SÃO PAULO, SP (FOLHAPRESS) – Um estudo publicado na revista PLOS One concluiu que cinco áreas das ciências acumulam mais láureas do Nobel. São elas: física das partículas, biologia celular, física atômica, neurociência e química molecular. O artigo, publicado em 2020, analisou o tema do artigo-chave dos vencedores do prêmio de Medicina, Física e Química entre 1995 até 2017.

Apesar de os cinco domínios representarem 10% de 63 milhões de artigos científicos –a sua maioria publicados entre 1996 e 2016–, eles somam 54% dos prêmios Nobel. Os autores usaram uma classificação que divide a ciência entre 114 domínios, e apenas 36 deles receberam ao menos um Nobel.

Os autores do artigo argumentam que isso pode direcionar os recursos voltados para pesquisa, o que resulta em um ciclo de desigualdade em que as áreas de menor destaque no Nobel recebem menos recursos para pesquisas e conseguem avançar menos.

A presidente da Sociedade Brasileira para o Progresso da Ciência (SBPC), Francilene Garcia, diz que a falta de premiação voltada à área ambiental -até por não haver um prêmio específico para essa área- fez com que a ciência do clima demorasse a entrar em evidência.

Até que, em 2007, o Painel Intergovernamental sobre Mudanças Climáticas (IPCC) ganhou o Nobel da Paz, em conjunto com Al Gore Jr., por disseminar conhecimentos relacionados às mudanças climáticas. “Isso é que trouxe, digamos assim, o alerta para o mundo, sobretudo para os tomadores de decisão, sobre o que a ciência já vinha trazendo”, afirma Francilene.

A professora Marinês Domingues Cordeiro, do Departamento de Física da Universidade Federal de Santa Catarina, que pesquisa história, filosofia e sociologia da ciência na educação científica, pondera que o alinhamento entre investimentos e áreas privilegiadas pelo Nobel se encaixa melhor em países mais ricos que investem mais em ciência.

Ela afirma também que o Nobel, bem como outras premiações, não pode ser visto como algo objetivo, e sim relacionado à visão de uma comunidade sobre o estado da ciência. “Premiações são boas? Ajudam a dar visibilidade a uma área de investigação? Isso eu acho que a gente não pode negar.
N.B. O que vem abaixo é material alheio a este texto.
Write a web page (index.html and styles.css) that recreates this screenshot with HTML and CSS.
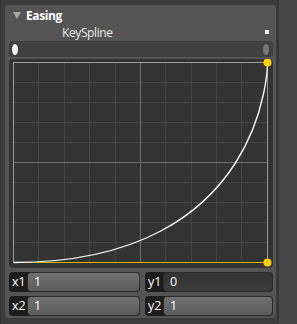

Mas a gente, como público, sempre deve compreender que elas são efeitos sociológicos da prática científica.”

De acordo com a professora, a preferência do Nobel pela física de partículas, por exemplo, pode estar relacionada aos avanços apresentados pela área. “Muito do desenvolvimento teórico de física de partículas é das décadas de 60 e 70. Só que os aceleradores de partículas foram ficando cada vez melhores. Então, no período escolhido por esses autores, que é de 1995 a 2017, a gente teve uma série de coisas acontecendo.”

Ela destaca, porém, que de 2018 em diante o domínio perdeu destaque no Prêmio Nobel, enquanto assuntos como inteligência artificial, “machine learning” e redes neurais, ou seja, assuntos do momento, emergiram. Em 2024, o americano John Hopfield e o britânico Geoffrey Hinton levaram a láurea de Física por descobertas que possibilitam o aprendizado de máquina com redes neurais artificiais.

Para o professor de história da USP Gildo Magalhães dos Santos Filho, a prevalência da física das partículas bem como da atômica está ligada a interesses econômicos relacionados a aplicações de informática e novos materiais. Já a biologia celular, a neurociência e a química molecular são de interesse das indústrias médica e farmacêutica.

Magalhães avalia que o Nobel também costuma priorizar pesquisadores que trabalham em linha com hipóteses dominantes, o que torna os comitês da láurea “redutos de ciência ortodoxa” e ignora uma parte das pesquisas.